Is Ten Years of Success Enough?

The program Waller suggests has been in place and working well here in Ventura County for a decade. The point of making it an automobile specific program is precisely because of the potential for diversions you mention in your suggestion for expanding the EITC. The point is specific that increased mobility is one of the most effective ways to lift people out of poverty. No doubt there are other ways to address poverty but the Waller proposal has the beauty of being inexpensive and targeted and relatively imune from the usual bureaucratic meddling.

Don't call auto subsides for the poor stupid unless you are prepared to refute the results. At least we can agree that expanding the EITC is -also- a generally good idea. We do what we can. On that note, I would normally agree with you that -most- people -can- make better decisions than some government program BUT these are not normal people, these are the poor. One of the characteristics of the poor is that they make poor decisions. We see it lifestyle choices, diet, criminality, etc. It isn't always their own fault either. They often never learned otherwise. That's why we have poverty programs, in part to teach how to make good choices. This is one of those programs.


i agree wholeheartedly with your comment. we need less cars. more efficient transit.

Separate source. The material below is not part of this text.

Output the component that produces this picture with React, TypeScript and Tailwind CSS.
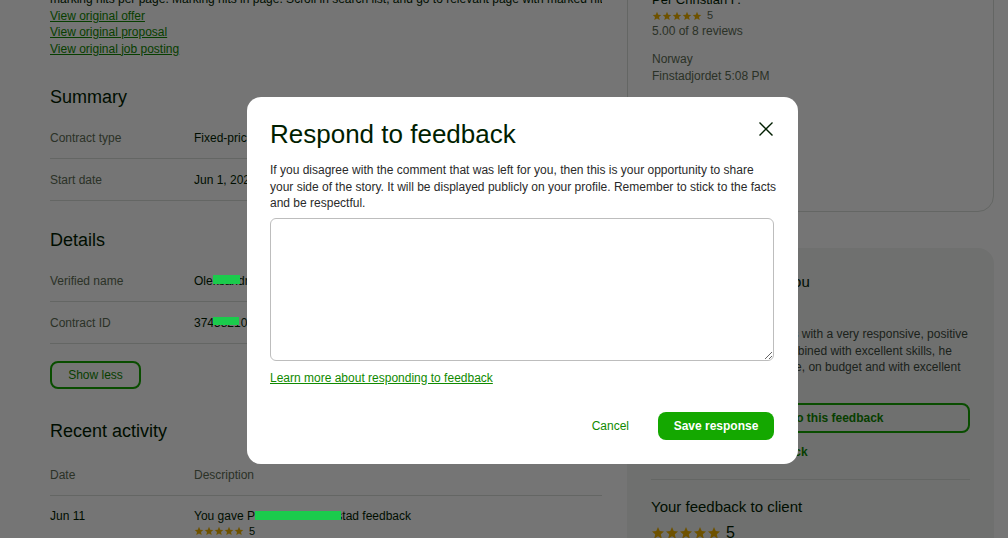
function Star({ size }: { size: number }) {
  return (
    <svg width={size} height={size} viewBox="0 0 24 24" className="shrink-0">
      <path d="M12 1.8l3 6.9 7.3.7-5.5 4.9 1.7 7.2L12 17.7l-6.5 3.8 1.7-7.2L1.7 9.4 9 8.7z" fill="currentColor" />
    </svg>
  )
}

function Stars({ size, score, textClass }: { size: number; score: string; textClass: string }) {
  return (
    <div className="flex items-center gap-[5px]">
      <div className="flex items-center text-[#f0b400]">
        {[0, 1, 2, 3, 4].map(i => (
          <Star key={i} size={size} />
        ))}
      </div>
      <span className={textClass}>{score}</span>
    </div>
  )
}

const rowsSummary = [
  { label: 'Contract type', value: 'Fixed-price' },
  { label: 'Start date', value: 'Jun 1, 2023' },
]

const rowsDetails = [
  { label: 'Verified name', value: 'Oleksandr D.' },
  { label: 'Contract ID', value: '37458210' },
]

function InfoRow({ label, value }: { label: string; value: string }) {
  return (
    <div className="flex h-[42px] items-center border-b border-[#d9ded9] text-[12px]">
      <span className="w-[144px] shrink-0 text-[#5e6d55]">{label}</span>
      <span className="whitespace-nowrap">{value}</span>
    </div>
  )
}

export default function App() {
  return (
    <div className="relative h-[538px] w-[1008px] overflow-hidden bg-white font-['Liberation_Sans',Arial,sans-serif] text-[#001e00]">
      <div className="-mt-[9px] flex gap-[25px] pl-[50px]">
        {/* left column */}
        <main className="w-[552px] shrink-0">
          <p className="overflow-hidden whitespace-nowrap text-[12px] leading-[16.5px]">
            marking hits per page. Marking hits in page. Scroll in search list, and go to relevant page with marked hit.
          </p>
          <div className="flex flex-col items-start text-[12px] leading-[16.5px] text-[#108a00]">
            <a className="underline">View original offer</a>
            <a className="underline">View original proposal</a>
            <a className="underline">View original job posting</a>
          </div>

          <h2 className="mt-[28px] text-[18px] leading-[24px]">Summary</h2>
          <div className="mt-2">
            {rowsSummary.map(r => (
              <InfoRow key={r.label} {...r} />
            ))}
          </div>

          <h2 className="mt-[27px] text-[18px] leading-[24px]">Details</h2>
          <div className="mt-2">
            {rowsDetails.map(r => (
              <InfoRow key={r.label} {...r} />
            ))}
          </div>

          <button className="mt-[17px] h-[28px] w-[91px] rounded-lg border-2 border-[#14a800] text-[12px] text-[#108a00]">
            Show less
          </button>

          <h2 className="mt-[30px] text-[18px] leading-[24px]">Recent activity</h2>
          <div className="mt-3 flex h-[41px] items-center border-b border-[#d9ded9] text-[12px] text-[#5e6d55]">
            <span className="w-[144px] shrink-0">Date</span>
            <span>Description</span>
          </div>
          <div className="flex pt-[12px] text-[12px]">
            <span className="w-[144px] shrink-0 leading-[16px]">Jun 11</span>
            <div>
              <p className="leading-[16px]">You gave Per Christian Finstad feedback</p>
              <div className="flex h-[14px] items-center">
                <Stars size={10} score="5" textClass="text-[11px]" />
              </div>
            </div>
          </div>
        </main>

        {/* right column */}
        <aside className="w-[367px] shrink-0">
          <div className="-mt-[24px] h-[245px] rounded-2xl border border-[#d9ded9] px-6 pt-6">
            <p className="text-[13px] leading-[16.5px]">Per Christian F.</p>
            <div className="flex h-[14px] items-center">
              <Stars size={10} score="5" textClass="text-[11px] text-[#5e6d55]" />
            </div>
            <p className="text-[12px] leading-[16.5px] text-[#5e6d55]">5.00 of 8 reviews</p>
            <div className="mt-3 text-[12px] leading-[16.5px] text-[#5e6d55]">
              <p>Norway</p>
              <p>Finstadjordet 5:08 PM</p>
            </div>
            <div className="mt-[26px] text-[12px] leading-[16.5px] text-[#5e6d55]">
              <p>8 jobs posted</p>
              <p>88% hire rate</p>
              <p className="mt-3">Member since Jan 3, 2019</p>
            </div>
          </div>

          <div className="mt-9 h-[320px] rounded-2xl bg-[#f2f4f2] px-6 pt-[22px]">
            <h3 className="text-[15px] leading-[24px]">Client's feedback to you</h3>
            <div className="mt-2 flex h-[16px] items-center">
              <Stars size={11} score="5.00" textClass="text-[12px]" />
            </div>
            <div className="mt-[8px] whitespace-nowrap text-[12px] leading-[16.5px] text-[#3d4a3d]">
              <p>Oleksandr is fast and works with a very responsive, positive</p>
              <p>and a friendly attitude. Combined with excellent skills, he</p>
              <p>delivered the project on time, on budget and with excellent</p>
              <p>communication.</p>
            </div>
            <button className="mt-[11px] h-[30px] w-full rounded-lg border-2 border-[#14a800] text-[12px] font-semibold text-[#108a00]">
              Respond to this feedback
            </button>
            <a className="mt-[11px] block text-[12px] font-semibold leading-[16px] text-[#108a00]">
              Learn more about feedback
            </a>
            <div className="mt-[19px] border-t border-[#d9ded9] pt-[15px]">
              <h3 className="text-[15px] leading-[24px]">Your feedback to client</h3>
              <div className="mt-[7px] flex h-[14px] items-center">
                <Stars size={14} score="5" textClass="text-[16px]" />
              </div>
            </div>
          </div>
        </aside>
      </div>

      {/* backdrop */}
      <div className="absolute inset-0 bg-black/[0.54]" />

      {/* redaction marks */}
      <div className="absolute left-[213px] top-[275px] h-[9px] w-[27px] bg-[#1bcb4c]" />
      <div className="absolute left-[213px] top-[317px] h-[8px] w-[26px] bg-[#1bcb4c]" />
      <div className="absolute left-[255px] top-[511px] h-[9px] w-[86px] bg-[#1bcb4c]" />

      {/* modal */}
      <div className="absolute left-[247px] top-[97px] w-[551px] rounded-[14px] bg-white pb-[24px] pl-[23px] pr-[24px] pt-[21px]">
        <div className="flex items-start justify-between">
          <h2 className="text-[26px] leading-[32px]">Respond to feedback</h2>
          <button className="mt-[3px]" aria-label="Close">
            <svg width="16" height="16" viewBox="0 0 16 16">
              <path d="M1.5 1.5l13 13M14.5 1.5l-13 13" stroke="#001e00" strokeWidth="1.4" fill="none" />
            </svg>
          </button>
        </div>
        <p className="mt-[12px] w-[510px] text-[12px] leading-[16.5px] text-[#2a2a2a]">
          If you disagree with the comment that was left for you, then this is your opportunity to share your side of
          the story. It will be displayed publicly on your profile. Remember to stick to the facts and be respectful.
        </p>
        <textarea className="mt-[6px] block h-[143px] w-full rounded-[6px] border border-[#bdbdbd] bg-white p-2 text-[12px]" />
        <a className="mt-[9px] block w-fit text-[12px] leading-[16px] text-[#108a00] underline">
          Learn more about responding to feedback
        </a>
        <div className="mt-[26px] flex items-center justify-end gap-[29px]">
          <button className="text-[12px] text-[#108a00]">Cancel</button>
          <button className="h-[28px] w-[116px] rounded-lg bg-[#14a800] text-[12px] font-bold text-white">
            Save response
          </button>
        </div>
      </div>
    </div>
  )
}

idiocy is right on the money. some "think-tank," huh? go back back to the drawing board and come back when you come up with an idea that is actually worth my time.

skewed analysis

it is disheartening sometimes that this is the level of discussion we have to contend with, isn't it?

I just realised another problem with this kind of reasoning. The friends I have who don't have a lot of money or a large income and who own a car spend an inordinate amount of time and money on their cars. Including their extra income gained from cars but not including the cost of their cars seriously skews the results of this kind of analysis.